Załuski (/pl/) is a neighbourhood, and a City Information System area, in Warsaw, Poland, within the Włochy district. Załuski is a mixed area, with its southern portion being dedicated to low-rise housing, while the north forms a warehouse and shopping district. In the 16th century, the village of Górki was founded in the area, being later destroyed Swedish forces in 1656, during the Second Northern War. A new village, named Załuski, was established in the area in the second half of the 17th century. It was incorporated into Warsaw in 1951.

== Toponomy ==
The neighbourhood is named after Andrzej Chryzostom Załuski, the Grand Chancellor of the Crown and the bishop of Warmia, who founded it in the 17th century.

== History ==
In the 16th century, the village of Górki was founded in the area. It was owned by, and named after, the Górek family of the clan of Łodzia. In 1528, the village, along with its surrounding farmlands, measured approximately 2 lans, an equivalent of around 34 ha (0.13 sq mi). It was burned down by Swedish forces during the Second Northern War. In the second half of the 17th century, a hamlet of Załuski was founded in place of the former settlement. It was established by, and named after, Andrzej Chryzostom Załuski, the Grand Chancellor of the Crown and the bishop of Warmia. In the 18th century, it was acquired by Arnold Anastazy Byszewski, the lieutenant general of the Crown Army, and the aide-de-camp of King Stanisław August Poniatowski, becoming part of his large landed estate. In the 19th century, the hamlet of Kalinowo was founded nearby and was later incorporated into Załuski.
 In the 1880s, the Kraków Road was built, passing near Załuski, connecting Warsaw and Kraków. Following the abolition of serfdom in 1864, Załuski was incorporated into the municipality of Skorosze.
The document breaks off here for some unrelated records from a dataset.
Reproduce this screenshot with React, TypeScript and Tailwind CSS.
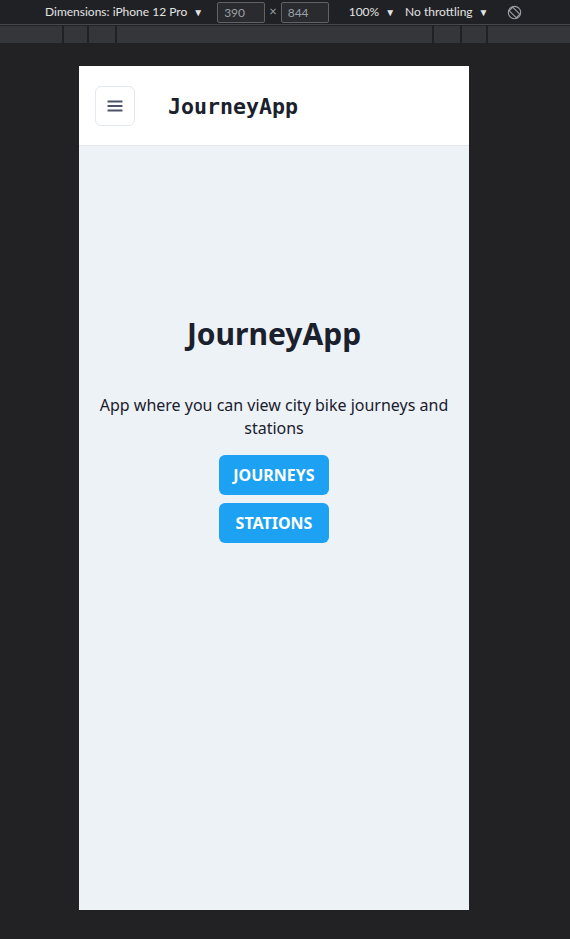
import React from 'react';

const Caret = () => <span className="ml-[6px] text-[10px] leading-none text-[#e3e3e3]">▼</span>;

const RotateIcon = () => (
  <svg width="15" height="15" viewBox="0 0 16 16" fill="none" stroke="#9aa0a6" strokeWidth="1.2">
    <circle cx="8" cy="8" r="6.6" />
    <rect x="5.3" y="2.6" width="5.4" height="10.8" rx="1" transform="rotate(-45 8 8)" />
  </svg>
);

const Toolbar = () => (
  <div className="h-[25px] bg-[#202124] border-b border-[#47484c] flex items-center pl-[45px] text-[12px] text-[#e3e3e3]" style={{ fontFamily: 'Lato, sans-serif' }}>
    <span className="flex items-center">Dimensions: iPhone 12 Pro<Caret /></span>
    <div className="ml-[14px] w-[48px] h-[21px] border border-[#5f6368] rounded-[2px] bg-[#2a2b2e] text-[#9aa0a6] pl-[6px] leading-[19px]">390</div>
    <span className="mx-[4px] text-[#9aa0a6] text-[13px]">×</span>
    <div className="w-[48px] h-[21px] border border-[#5f6368] rounded-[2px] bg-[#2a2b2e] text-[#9aa0a6] pl-[6px] leading-[19px]">844</div>
    <span className="ml-[20px] flex items-center">100%<Caret /></span>
    <span className="ml-[10px] flex items-center">No throttling<Caret /></span>
    <span className="ml-[18px] flex items-center"><RotateIcon /></span>
  </div>
);

const Ruler = () => (
  <div className="mt-px h-[17px] bg-[#35363a] flex">
    <div className="w-[62px]" />
    <div className="w-[2px] bg-[#202124]" />
    <div className="w-[23px]" />
    <div className="w-[2px] bg-[#202124]" />
    <div className="w-[26px]" />
    <div className="w-[2px] bg-[#202124]" />
    <div className="flex-1" />
    <div className="w-[2px] bg-[#202124]" />
    <div className="w-[26px]" />
    <div className="w-[2px] bg-[#202124]" />
    <div className="w-[24px]" />
    <div className="w-[2px] bg-[#202124]" />
    <div className="w-[82px]" />
  </div>
);

const Hamburger = () => (
  <svg width="16" height="12" viewBox="0 0 16 12" fill="#4a5568">
    <rect x="0.5" y="0.5" width="15" height="2" rx="0.5" />
    <rect x="0.5" y="5" width="15" height="2" rx="0.5" />
    <rect x="0.5" y="9.5" width="15" height="2" rx="0.5" />
  </svg>
);

const Phone = () => (
  <div className="w-[390px] h-[844px] bg-[#edf2f7] flex flex-col" style={{ fontFamily: '"Noto Sans", "Open Sans", sans-serif' }}>
    <header className="h-[80px] bg-white border-b border-[#e2e8f0] flex items-center px-4">
      <button className="w-[40px] h-[40px] rounded-md border border-[#e2e8f0] flex items-center justify-center">
        <Hamburger />
      </button>
      <span className="ml-[33px] mt-[4px] text-[21.6px] font-bold text-[#1a202c]" style={{ fontFamily: '"DejaVu Sans Mono", "Liberation Mono", monospace' }}>
        JourneyApp
      </span>
    </header>
    <main className="flex flex-col items-center px-[14px] pt-[168px] text-[#1a202c]">
      <h1 className="text-[30px] font-bold leading-[40px]">JourneyApp</h1>
      <p className="mt-[40px] text-[16px] leading-[23px] text-center">
        App where you can view city bike journeys and stations
      </p>
      <div className="mt-[15px] w-[110px] flex flex-col gap-2">
        <button className="h-[40px] rounded-md bg-[#1da1f2] text-white font-bold text-[16px]">JOURNEYS</button>
        <button className="h-[40px] rounded-md bg-[#1da1f2] text-white font-bold text-[16px]">STATIONS</button>
      </div>
    </main>
  </div>
);

export default function App() {
  return (
    <div className="w-[570px] h-[939px] bg-[#222224] overflow-hidden">
      <Toolbar />
      <Ruler />
      <div className="pt-[23px] pl-[79px]">
        <Phone />
      </div>
    </div>
  );
}
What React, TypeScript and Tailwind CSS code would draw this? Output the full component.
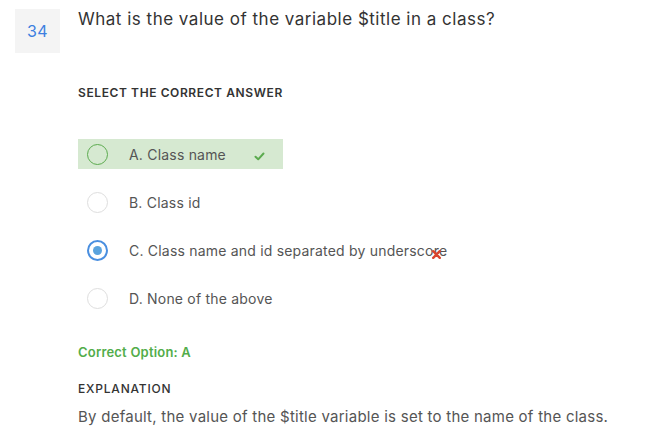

In 1934, the Warsaw Chopin Airport was opened to the southeast of Załuski. On 1 April 1939, Załuski was incorporated into the municipality of Okęcie. On 8 September 1939, Załuski was captured by the Wehrmacht during the German invasion of Poland in the Second World War. On 12 September, a group of soldiers from the 360th Infantry Regiment of the Polish Armed Forces, led by lieutenant colonel Jakub Chmura, together with two tank companies, attacked German positions in Okęcie. It aimed to identify enemy forces on the western outskirts of Warsaw, destroy German defences and take prisoners. The attack was planned to begin at 3:00 am. However, due to delays with troops arriving at their position, it began at 7:00 am in daylight. Perhaps fearing that, due to the delay, colonel Marian Porwit would call off the attack, Chmura did not give the expected signal, according to which the 2nd Battalion of the 41st Infantry Regiment was to carry out a diversive attack from Ochota, and the heavy artillery was to support the attack on Okęcie. The attackers were divided into three groups. The main forces, consisting of two infantry companies and a group of tanks, led by Chmura, captured nearby Zbarż and the Warsaw Chopin Airport, pushing back a light German resistance. They continued the attack towards Załuski, however, while crossing an empty field, they were fired on from both the west and the south, suffering heavy losses, including their commander, Chmura. Around 11:00 am, the Polish forces retreated. In 1943, Załuski had 1,073 inhabitants, while by 1947, the number of its residents decreased to 468.

On 15 May 1951, Załuski was incorporated into the city of Warsaw. The nearby Warsaw Chopin Airport was expanded between 1962 and 1969, including the construction of a new main runway and taxiways. The runways were extended in 1980. During the expansion, a portion of Załuski was taken over by the airport, with local houses being demolished.

In 2002, the Włochy district was subdivided into the City Information System areas, with Załuski becoming one of them. Between 2010 and 2013, the expressway S2 was built crossing through Załuski, as part of the ring road system around Warsaw.

== Characteristics ==
Załuski is a mixed area, with its southern portion being dedicated to low-rise housing, while the north forms a warehouse and shopping district. It includes the Okęcie Park shopping mall at 61 Krakowska Avenue. Its northwest corner also includes a portion of the runway of the Warsaw Chopin Airport. The neighbourhood is also crossed by the expressway S2 which forms a part a ring road around Warsaw.